Der im Dorf wohnende Verbannte erwies sich als großer, schlaksiger, sehr hilfsbereiter junger Mann, der ein Holzhaus für uns gefunden hatte. Er führte uns hin und erklärte uns alles. Das Haus stand an der Hauptstraße, der einzigen Straße des Dorfes, und war mit einfachen, aber soliden Möbeln ausgestattet, die Küche komplett eingerichtet. Im Hof befanden sich eine kleine Badestube (isbuschka) sowie einige Nebengebäude, Ställe und Scheunen (die wir nicht nutzten). Am Ende des Hofes erstreckte sich ein kleiner Gemüsegarten. Es war ein komplettes Bauernanwesen.
Während der junge Mann und meine Mutter sich an den Tisch setzten und miteinander sprachen, rannten mein Bruder und ich umher und erkundeten das Anwesen. Der bei weitem interessanteste Raum war die Küche, jeder anderen russischen Bauernküche sehr ähnlich, doch sauberer und heller. Wir hatten noch nie in einem Bauernhaus gewohnt und waren begeistert, nun eines für uns zu haben. Betrat man das Haus - ein paar Holzstufen hinauf und durch einen geräumigen Vorbau -, gelangte man zunächst in die Küche, ein langer Raum, der durch einen an der rechten, weiß getünchten Wand verlaufenden Vorsprung schmaler wirkte, als er tatsächlich war. Dieser Vorsprung erstreckte sich im obersten Drittel der Wand fast über deren ganze Länge und endete in einem Backofen. Wir stellten fest, dass es sich um einen traditionellen russischen Ofen (petsch) handelte. Der lange Mauervorsprung war ein horizontaler Schornstein, durch den der Rauch und die Hitze durch die ganze Küche zogen, bevor sie nach draußen ausgestoßen wurden. Wenn der Ofen beheizt war, diente er nicht nur als Koch- und Backstelle, sondern wärmte auch die Küche und sogar das Nachbarzimmer. Über dem Ofen, wo gewöhnlich die alten, kranken und sehr jungen Menschen schliefen, war es mollig warm und besonders heimelig. Dieses geniale Zentralheizungssystem hat meinen Vater, der ein ausgebildeter Ingenieur war, stets begeistert. Er betonte immer wieder gerne, dass der russische Bauer, dem so oft nachgesagt werde, dass er schmutzig und dumm sei, über einige technische Errungenschaften verfüge, die das Gegenteil bewiesen, zum Beispiel einen Wasserbehälter (rukomojonik), der fließendes Wasser zum Waschen liefert. Der zylindrische Behälter ist an der Seite, an der er an der Wand befestigt ist, etwas abgeflacht und kann von oben aufgefüllt werden. Unten befindet sich eine Öffnung, aus der ein Holz hervorragt. Schaut man in den Zylinder, sieht man, dass dieses Holz oben breiter wird, einen pilzähnlichen "Hut" hat, der den Zylinder verschließt. Wird das Holz nach oben gezogen, kann das Wasser frei fließen. Komplettiert wird das Ganze durch ein kleines Gestell mit einer Porzellanschüssel. Vater sagte, dass petsch und rukomojonik im Ausland unbekannt seien, während der weniger geniale und nicht mit dem viktorianischen Teespender zu vergleichende Samowar zu Unrecht berühmt sei.

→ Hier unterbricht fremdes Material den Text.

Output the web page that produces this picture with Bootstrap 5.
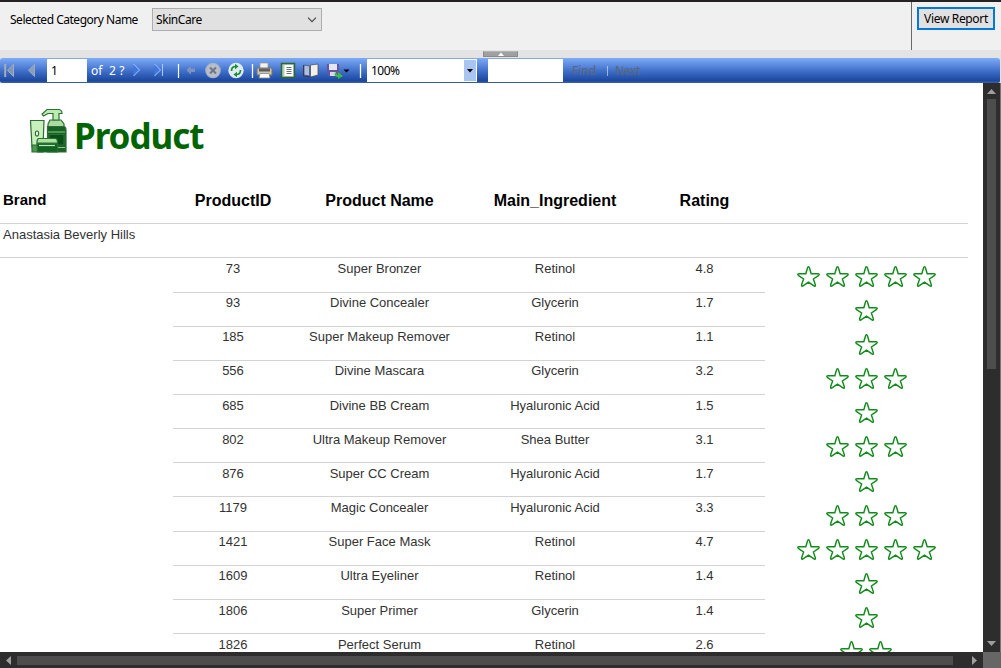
<!DOCTYPE html>
<html lang="en">
<head>
<meta charset="utf-8">
<title>Product report</title>
<link href="https://cdn.jsdelivr.net/npm/bootstrap@5.3.0/dist/css/bootstrap.min.css" rel="stylesheet">
<style>
body{font-family:"Liberation Sans",Arial,sans-serif;height:668px;width:1001px;background:#fff}
.ui{font-family:"Noto Sans","Open Sans",sans-serif;font-size:12px;line-height:16px;color:#000;white-space:nowrap}
.params{height:50px;background:#f0f0f0;border-top:2px solid #252223}
.plabel{width:142px;margin-left:10px;padding-top:10px;letter-spacing:-.49px}
.combo{width:170px;height:23px;margin-top:6px;border:1px solid #adadad;background:#e1e1e1;padding:0 4px 0 3px;letter-spacing:-.42px}
.runpane{width:90px;border-left:1px solid #696969;padding:5px 0 0 5px}
.run{width:78px;height:23px;border:2px solid #0078d7;background:#e1e1e1;border-radius:0;padding:0;letter-spacing:-.34px}
.splitter{height:8px;background:#e3e3e3}
.grip{width:35px;height:6px;margin-left:483px;margin-top:1px;background:#a0a0a0;border:1px solid #8a8a8a;border-top-color:#b5b5b5}
.tools{height:25px;background:#e3e3e3}
.toolbar{height:25px;width:1000px;background:linear-gradient(#7dabf5 0,#6594e6 20%,#3d6cc6 55%,#1c489f 90%,#3861ab 100%);border-radius:3px 3px 2px 2px;color:#fff}
.toolbar>*{flex:none}
.box{height:23px;background:#fff;color:#000;padding:4px 0 0 4px}
.dim{color:#5c6675}
.sheet{width:983px;height:569px;background:#fff}
.heading{height:94px;padding:24px 0 0 28px}
.title{font:bold 35px/58px "Noto Sans","Open Sans",sans-serif;color:#006400;letter-spacing:-1.05px;margin-left:6px}
.rpt{width:968px;font-size:13px;line-height:16px;color:#333}
.line{display:grid;grid-template-columns:173px 120px 173px 178px 121px 203px;text-align:center}
.line.head{height:47px;border-bottom:1px solid #d3d3d3;font-weight:700;font-size:16px;line-height:18px;color:#000;padding-top:15px}
.line.group{height:34.4px;border-bottom:1px solid #d3d3d3;padding:3px 0 0 3px;text-align:left}
.line.item{height:34.17px}
.cellv{border-bottom:1px solid #d3d3d3;padding-top:2.6px}
.stars{padding:6.200px 1px 0 0;gap:6px}
.stars svg{width:23px;height:23px;flex:none}
.vbar{width:18px;background:#2d2d2d;border-right:1px solid #777}
.vthumb{width:9px;height:270px;background:#4d4d4d;margin:5px 0 0 4px}
.hbar{height:16px;background:#2d2d2d}
.hthumb{width:936px;height:9px;background:#4d4d4d}
svg{display:block}
</style>
<script src="https://cdn.jsdelivr.net/npm/bootstrap@5.3.0/dist/js/bootstrap.bundle.min.js"></script>
</head>
<body class="overflow-hidden m-0">
<svg width="0" height="0" class="position-absolute"><symbol id="star" viewBox="0 0 24 24"><path d="M12 1.8C12.7 1.8 12.9 2.5 13.2 3.6L14.8 9.2H21.6C23.6 9.2 23.5 10.2 22.3 11L17.1 14.6L19 20.2C19.7 22.2 18.6 22.5 17.3 21.6L12 17.8L6.7 21.6C5.4 22.5 4.3 22.2 5 20.2L6.9 14.6L1.7 11C.5 10.2.4 9.2 2.4 9.2H9.2L10.8 3.6C11.1 2.5 11.3 1.8 12 1.8Z" fill="none" stroke="#128a1c" stroke-width="1.5"/></symbol></svg>

<div class="params ui d-flex">
  <div class="plabel">Selected Category Name</div>
  <div class="combo d-flex align-items-center justify-content-between"><span>SkinCare</span><svg width="10" height="6"><path d="M1 .7 5 4.7 9 .7" fill="none" stroke="#444" stroke-width="1.1"/></svg></div>
  <div class="runpane ms-auto"><button class="run ui d-block">View Report</button></div>
</div>
<div class="splitter d-flex"><div class="grip d-flex justify-content-center"><svg width="6" height="4"><path d="M0 4 3 .5 6 4Z" fill="#fff"/></svg></div></div>
<div class="tools">
<div class="toolbar ui d-flex align-items-center">
  <svg width="47" height="25"><g stroke="#b8bfcc" fill="#7f93b6"><path d="M5.2 6V19" stroke="#a4abb8" stroke-width="2"/><path d="M13.5 6.2V18.5L7.5 12.3Z" fill="#8296b8" stroke="#a3adbf"/><path d="M34.5 6.2V18.5L28.5 12.3Z" fill="#8c9dbb" stroke="#9ca8be"/></g></svg>
  <div class="box" style="width:40px">1</div>
  <span style="width:42px;padding-left:4px;letter-spacing:.1px">of&nbsp; 2 ?</span>
  <svg width="58" height="25"><path d="M4.5 6V18L10 12Z" fill="#3e78dc"/><path d="M4.5 6 10.5 12 4.5 18" fill="none" stroke="#a9c8ff"/><path d="M25.5 6V18L31.500 12Z" fill="#3e78dc"/><path d="M25.500 6 31.500 12 25.500 18M33.500 6V18" fill="none" stroke="#a9c8ff"/><path d="M49.500 6V20" stroke="#fff" stroke-width="1.2"/></svg>
  <svg width="61" height="25"><path d="M-1 12 4 8V10.500H8V14H4V16.500Z" fill="#7d93be"/><circle cx="26" cy="12.500" r="7.800" fill="#a9b4c9"/><circle cx="26" cy="12.500" r="6.500" fill="#b9bec7"/><path d="M23 9.500 29 15.500M29 9.500 23 15.500" stroke="#6d7789" stroke-width="2"/><circle cx="49" cy="12.500" r="7.700" fill="#dfe9f8"/><path d="M44.500 13C44.500 9.500 46 8.500 48.500 8.500M53.500 12C53.500 15.500 52 16.500 49.500 16.500" fill="none" stroke="#159326" stroke-width="1.700"/><path d="M48 5.800 51.500 8.500 48 11.300ZM50 13.700 46.500 16.500 50 19.200Z" fill="#159326"/></svg>
  <svg width="119" height="25"><path d="M4.500 6V20M112.500 6V20" stroke="#fff" stroke-width="1.300"/>
    <path d="M12 5H20V11H12Z" fill="#f3f1e9" stroke="#999" stroke-width=".7"/><path d="M9 10H24V17H9Z" fill="#c8c5bb" stroke="#77756e"/><path d="M11 10.500H22V13.500H11Z" fill="#5f5d59"/><path d="M12 15.500H21L22 20H11Z" fill="#fff" stroke="#888" stroke-width=".8"/><path d="M21 14h2v1h-2z" fill="#f1cb28"/>
    <path d="M33.500 5.500H46.500V19.500H33.500Z" fill="#b5d0ae" stroke="#2c6636" stroke-width="1.500"/><path d="M36.500 7H45V18H36.500Z" fill="#fff"/><path d="M38.500 9.500H43.500M38.500 11.500H43.500M38.500 13.500H43.500M38.500 15.500H43.500" stroke="#59606f" stroke-width=".9"/>
    <path d="M56 7 61.500 8V18L56 17Z" fill="#aebedb" stroke="#526795"/><path d="M62.500 7 70 6V17L62.500 19Z" fill="#f2f0e8" stroke="#4e5260" stroke-width=".8"/><path d="M55.500 7V18L62 19" fill="none" stroke="#3b3c47"/>
    <path d="M79 6H91V18H81L79 16Z" fill="#6654a2"/><path d="M81 6H89V12H81Z" fill="#e5e5ef"/><path d="M82 14H88V18H82Z" fill="#d8d9e6"/><path d="M87 14 90 17V14L95 18 90 21V19C87 19 86 17 87 14Z" fill="#3dbb3d"/><path d="M95.500 11.500H101.500L98.500 14.500Z" fill="#000"/></svg>
  <div class="box d-flex justify-content-between" style="width:110px"><span style="letter-spacing:-.5px">100%</span><svg width="12" height="21" style="margin:-3px 1px 0 0"><path d="M0 0H12V21H0Z" fill="#a8c4f0"/><path d="M3 9H9L6 12.500Z"/></svg></div>
  <div class="box" style="width:75px;margin-left:11px"></div>
  <span class="dim" style="width:35px;margin-left:9px">Find</span>
  <svg width="8" height="25"><path d="M-.5 8V18" stroke="#fff" stroke-width="2"/></svg>
  <span class="dim" style="letter-spacing:-.3px">Next</span>
</div></div>

<div class="d-flex">
<main class="sheet overflow-hidden">
  <div class="heading d-flex align-items-start">
    <svg width="40" height="48" viewBox="0 0 40 48"><g stroke="#2e6d35" stroke-width="1.2">
      <path d="M20 17 22 13H33L36 17V20H20Z" fill="#a9dda0"/><path d="M25 13V6.500H20L15.500 9 14 7 19 2.500H31Q34 3 34 6.500H31V13Z" fill="#b9edaf"/>
      <path d="M19.500 19.500H36Q38 20 38 23V45H19.500Z" fill="#176126"/><path d="M21 27.500H36V38H21Z" fill="#075018"/><path d="M20 25H37M23 40.500H37" stroke="#8bca84"/>
      <path d="M2.500 13.500H16L15 40H4Z" fill="#c7f0bd"/><path d="M4 38H15V45H4Z" fill="#4c9a4d"/><ellipse cx="9" cy="26.500" rx="1.600" ry="2.500" fill="#fff"/>
      <path d="M9 35Q9 31.500 11 31.500H27Q29.500 31.500 29.500 35V36H9Z" fill="#a9e49f"/><path d="M9 36.500H29.500V45H9.500Z" fill="#116323"/><path d="M11 38.500H27" stroke="#bfe8b8"/></g></svg>
    <div class="title">Product</div>
  </div>
  <div class="rpt">
    <div class="line head"><div class="text-start ps-1" style="font-size:15px;line-height:16px;margin-left:-1px">Brand</div><div>ProductID</div><div>Product Name</div><div>Main_Ingredient</div><div>Rating</div></div>
    <div class="line group"><div>Anastasia Beverly Hills</div></div>
    <div id="items"></div>
  </div>
</main>
<div class="vbar"><svg width="17" height="11"><path d="M4 11 8.500 6 13 11Z" fill="#9f9f9f"/></svg><div class="vthumb"></div><svg width="17" height="283"><path d="M4 272H13L8.500 277Z" fill="#9f9f9f"/></svg></div>
</div>
<div class="hbar d-flex align-items-center"><svg width="17" height="16"><path d="M11 4V13L6 8.500Z" fill="#9f9f9f"/></svg><div class="hthumb"></div><svg width="30" height="16"><path d="M19 4V13L24 8.500Z" fill="#9f9f9f"/></svg><svg width="18" height="16"><path d="M0 0H18V16H0Z" fill="#666"/></svg></div>
<script>
const rows=[[73,'Super Bronzer','Retinol','4.8',5],[93,'Divine Concealer','Glycerin','1.7',1],[185,'Super Makeup Remover','Retinol','1.1',1],[556,'Divine Mascara','Glycerin','3.2',3],[685,'Divine BB Cream','Hyaluronic Acid','1.5',1],[802,'Ultra Makeup Remover','Shea Butter','3.1',3],[876,'Super CC Cream','Hyaluronic Acid','1.7',1],[1179,'Magic Concealer','Hyaluronic Acid','3.3',3],[1421,'Super Face Mask','Retinol','4.7',5],[1609,'Ultra Eyeliner','Retinol','1.4',1],[1806,'Super Primer','Glycerin','1.4',1],[1826,'Perfect Serum','Retinol','2.6',2]];
document.getElementById('items').innerHTML=rows.map(r=>'<div class="line item"><div></div>'+r.slice(0,4).map(v=>`<div class="cellv">${v}</div>`).join('')+'<div class="stars d-flex justify-content-center">'+'<svg><use href="#star"/></svg>'.repeat(r[4])+'</div></div>').join('');
</script>
</body>
</html>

In unserer Küche hatten wir einen petsch, einen Samowar und einen hübsch verzierten rukomojonik. Im Hof befand sich die Badestube (banja), eine Holzhütte mit einem kleinen Vorraum, in dem sich der Ofen befand, sowie einem zweiten, quadratischen Raum mit großen Bottichen für heißes und kaltes Wasser und hölzernen Schöpfkellen. In einer Ecke befanden sich die Schwitzbänke. Je höher man auf diesen Bänken saß, desto heißer war es und desto mehr schwitzte man. Neben der Badestube galt es noch weitere Gebäude zu erkunden, doch meine Mutter rief nach uns, weil wir ihr beim Auspacken helfen sollten.